'''

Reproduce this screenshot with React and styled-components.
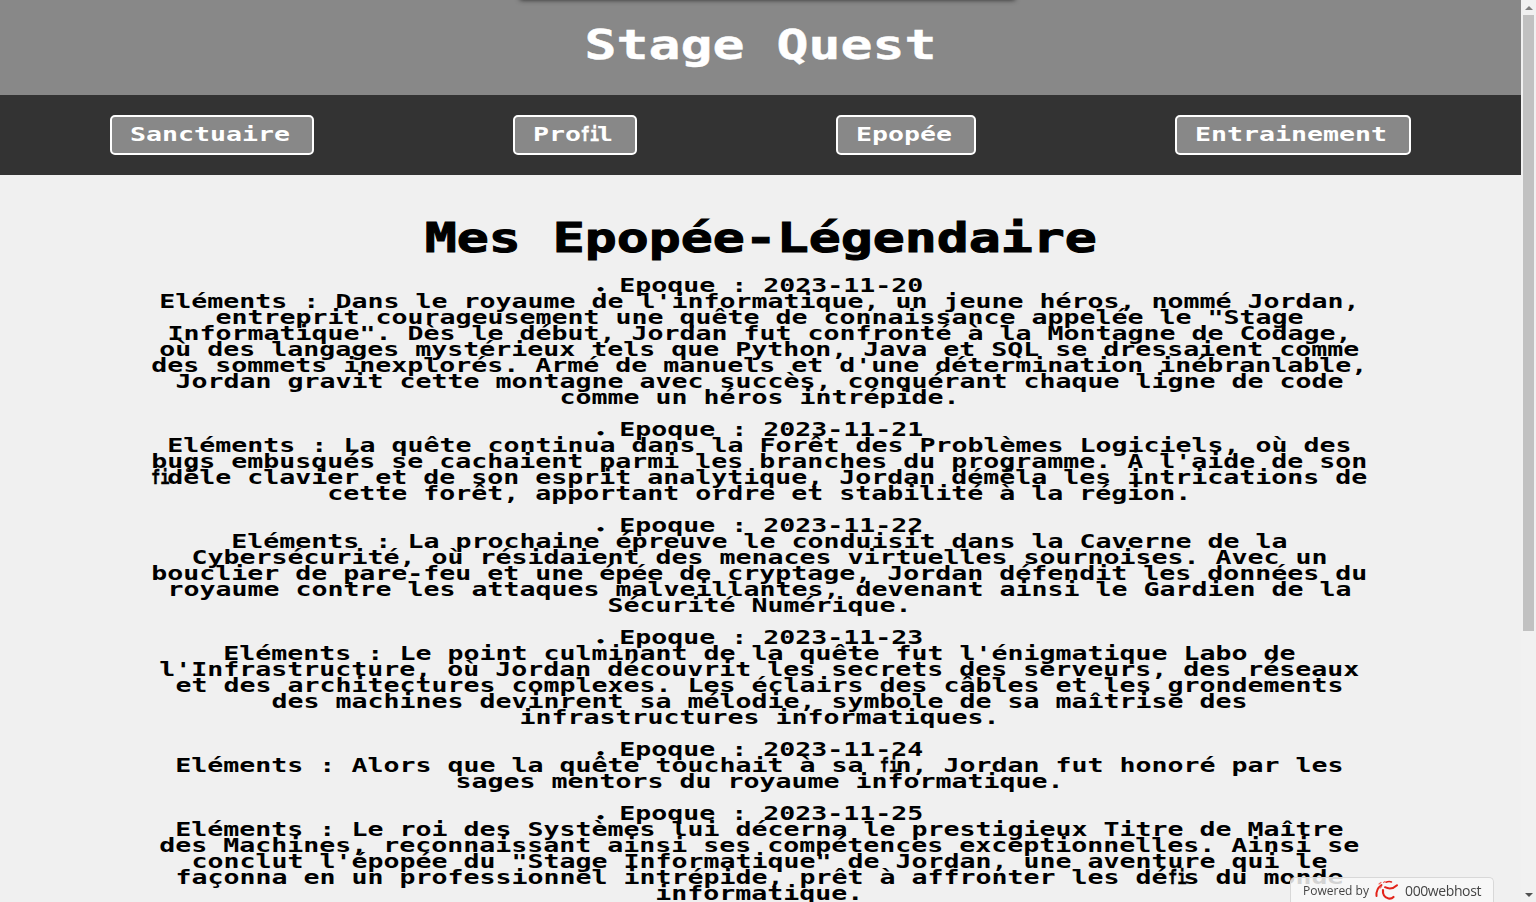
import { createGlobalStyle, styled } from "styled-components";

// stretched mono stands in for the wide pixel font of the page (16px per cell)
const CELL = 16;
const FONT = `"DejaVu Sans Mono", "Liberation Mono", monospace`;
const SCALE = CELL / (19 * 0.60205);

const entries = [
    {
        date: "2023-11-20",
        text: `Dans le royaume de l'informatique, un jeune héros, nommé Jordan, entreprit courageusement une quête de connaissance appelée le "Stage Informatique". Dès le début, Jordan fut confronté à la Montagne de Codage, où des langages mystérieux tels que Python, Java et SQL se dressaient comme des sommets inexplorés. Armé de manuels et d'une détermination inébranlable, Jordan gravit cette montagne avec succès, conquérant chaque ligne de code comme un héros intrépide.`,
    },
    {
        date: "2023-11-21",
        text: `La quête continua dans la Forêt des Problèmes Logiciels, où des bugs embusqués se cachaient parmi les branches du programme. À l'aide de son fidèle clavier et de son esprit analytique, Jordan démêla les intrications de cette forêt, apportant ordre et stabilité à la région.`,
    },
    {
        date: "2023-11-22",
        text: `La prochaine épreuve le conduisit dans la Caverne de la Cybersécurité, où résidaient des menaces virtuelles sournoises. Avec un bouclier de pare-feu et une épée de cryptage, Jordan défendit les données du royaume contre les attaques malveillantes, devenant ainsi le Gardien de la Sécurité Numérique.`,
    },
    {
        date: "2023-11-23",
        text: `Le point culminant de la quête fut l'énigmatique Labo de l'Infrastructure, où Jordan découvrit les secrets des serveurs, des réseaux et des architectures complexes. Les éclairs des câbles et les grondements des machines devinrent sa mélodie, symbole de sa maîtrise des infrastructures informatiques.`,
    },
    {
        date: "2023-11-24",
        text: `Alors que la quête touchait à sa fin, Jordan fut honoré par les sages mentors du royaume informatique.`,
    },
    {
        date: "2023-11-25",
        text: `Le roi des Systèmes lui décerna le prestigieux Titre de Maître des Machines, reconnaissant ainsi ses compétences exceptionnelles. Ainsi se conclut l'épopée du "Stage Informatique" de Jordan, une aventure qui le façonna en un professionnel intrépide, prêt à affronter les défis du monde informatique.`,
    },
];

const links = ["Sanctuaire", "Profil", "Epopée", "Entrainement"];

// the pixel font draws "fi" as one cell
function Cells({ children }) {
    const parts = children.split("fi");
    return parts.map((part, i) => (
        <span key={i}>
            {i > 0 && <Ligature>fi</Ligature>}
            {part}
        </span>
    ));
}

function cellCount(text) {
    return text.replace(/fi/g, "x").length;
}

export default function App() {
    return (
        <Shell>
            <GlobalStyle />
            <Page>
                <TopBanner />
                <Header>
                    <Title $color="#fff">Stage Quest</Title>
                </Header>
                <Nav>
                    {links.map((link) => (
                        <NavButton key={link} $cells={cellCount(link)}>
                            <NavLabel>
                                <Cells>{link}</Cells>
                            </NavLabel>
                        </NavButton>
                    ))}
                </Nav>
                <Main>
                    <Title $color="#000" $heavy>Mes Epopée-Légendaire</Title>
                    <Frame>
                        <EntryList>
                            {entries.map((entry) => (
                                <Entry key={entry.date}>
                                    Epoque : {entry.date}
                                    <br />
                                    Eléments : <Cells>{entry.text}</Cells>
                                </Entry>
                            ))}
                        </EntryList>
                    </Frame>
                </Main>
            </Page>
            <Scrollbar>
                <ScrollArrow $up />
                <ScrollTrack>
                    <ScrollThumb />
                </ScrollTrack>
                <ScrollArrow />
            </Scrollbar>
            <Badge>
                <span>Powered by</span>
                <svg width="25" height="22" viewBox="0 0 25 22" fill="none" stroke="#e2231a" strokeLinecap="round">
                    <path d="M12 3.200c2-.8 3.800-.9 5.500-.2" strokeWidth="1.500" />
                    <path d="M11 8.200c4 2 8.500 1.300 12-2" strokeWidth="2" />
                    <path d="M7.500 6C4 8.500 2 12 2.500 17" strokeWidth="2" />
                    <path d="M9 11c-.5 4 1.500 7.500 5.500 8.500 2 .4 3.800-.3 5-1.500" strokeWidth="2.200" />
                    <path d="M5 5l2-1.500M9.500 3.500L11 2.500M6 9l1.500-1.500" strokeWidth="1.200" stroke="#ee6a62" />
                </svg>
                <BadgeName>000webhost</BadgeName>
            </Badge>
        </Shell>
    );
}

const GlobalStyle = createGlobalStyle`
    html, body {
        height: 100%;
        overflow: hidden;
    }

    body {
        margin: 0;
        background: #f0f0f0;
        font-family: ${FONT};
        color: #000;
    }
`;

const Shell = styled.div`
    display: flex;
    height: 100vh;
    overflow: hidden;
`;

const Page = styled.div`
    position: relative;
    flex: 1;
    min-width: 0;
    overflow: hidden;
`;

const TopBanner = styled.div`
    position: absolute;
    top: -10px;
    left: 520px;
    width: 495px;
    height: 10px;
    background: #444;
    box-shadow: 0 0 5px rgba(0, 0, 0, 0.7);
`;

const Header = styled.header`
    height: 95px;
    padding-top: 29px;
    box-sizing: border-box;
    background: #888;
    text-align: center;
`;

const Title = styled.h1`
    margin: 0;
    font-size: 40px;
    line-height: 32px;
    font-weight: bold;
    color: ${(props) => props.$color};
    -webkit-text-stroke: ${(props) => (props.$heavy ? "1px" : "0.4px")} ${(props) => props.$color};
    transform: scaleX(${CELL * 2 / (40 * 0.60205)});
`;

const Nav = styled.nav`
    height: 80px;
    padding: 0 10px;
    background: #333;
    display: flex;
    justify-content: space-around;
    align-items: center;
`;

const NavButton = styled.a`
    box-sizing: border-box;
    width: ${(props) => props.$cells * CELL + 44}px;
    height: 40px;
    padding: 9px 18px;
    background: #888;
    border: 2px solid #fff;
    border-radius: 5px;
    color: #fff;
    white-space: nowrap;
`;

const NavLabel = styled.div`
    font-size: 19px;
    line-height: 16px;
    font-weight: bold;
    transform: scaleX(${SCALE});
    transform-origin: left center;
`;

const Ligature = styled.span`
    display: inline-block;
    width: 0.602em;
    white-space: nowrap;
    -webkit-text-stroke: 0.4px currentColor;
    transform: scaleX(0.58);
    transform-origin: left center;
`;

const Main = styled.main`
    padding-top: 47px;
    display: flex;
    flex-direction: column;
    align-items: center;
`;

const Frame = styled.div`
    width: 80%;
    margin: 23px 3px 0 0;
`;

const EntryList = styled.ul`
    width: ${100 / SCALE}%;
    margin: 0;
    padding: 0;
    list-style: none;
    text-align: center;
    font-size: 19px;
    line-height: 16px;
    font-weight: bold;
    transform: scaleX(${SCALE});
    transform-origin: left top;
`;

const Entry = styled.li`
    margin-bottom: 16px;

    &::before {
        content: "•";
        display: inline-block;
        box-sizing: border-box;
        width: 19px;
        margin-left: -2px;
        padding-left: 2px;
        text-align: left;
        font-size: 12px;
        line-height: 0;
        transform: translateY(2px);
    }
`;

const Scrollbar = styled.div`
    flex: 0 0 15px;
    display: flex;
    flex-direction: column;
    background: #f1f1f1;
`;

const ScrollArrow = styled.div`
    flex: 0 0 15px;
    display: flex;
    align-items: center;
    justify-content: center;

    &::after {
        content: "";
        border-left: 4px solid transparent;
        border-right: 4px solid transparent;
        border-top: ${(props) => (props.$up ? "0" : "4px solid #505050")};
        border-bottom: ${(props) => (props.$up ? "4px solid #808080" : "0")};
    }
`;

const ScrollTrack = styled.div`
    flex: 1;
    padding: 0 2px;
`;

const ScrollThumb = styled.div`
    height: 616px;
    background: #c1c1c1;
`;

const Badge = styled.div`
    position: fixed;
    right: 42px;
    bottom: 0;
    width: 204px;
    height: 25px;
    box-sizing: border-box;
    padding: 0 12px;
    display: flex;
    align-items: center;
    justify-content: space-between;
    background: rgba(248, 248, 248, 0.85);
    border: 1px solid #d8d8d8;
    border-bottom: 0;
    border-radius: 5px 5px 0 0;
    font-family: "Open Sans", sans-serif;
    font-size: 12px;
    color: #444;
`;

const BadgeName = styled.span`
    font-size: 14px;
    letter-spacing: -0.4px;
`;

'''

Copy each line of the listing that contains the string "components".

§ COMPLETED TASK:
Reproduce this screenshot with React and styled-components.
import { createGlobalStyle, styled } from "styled-components";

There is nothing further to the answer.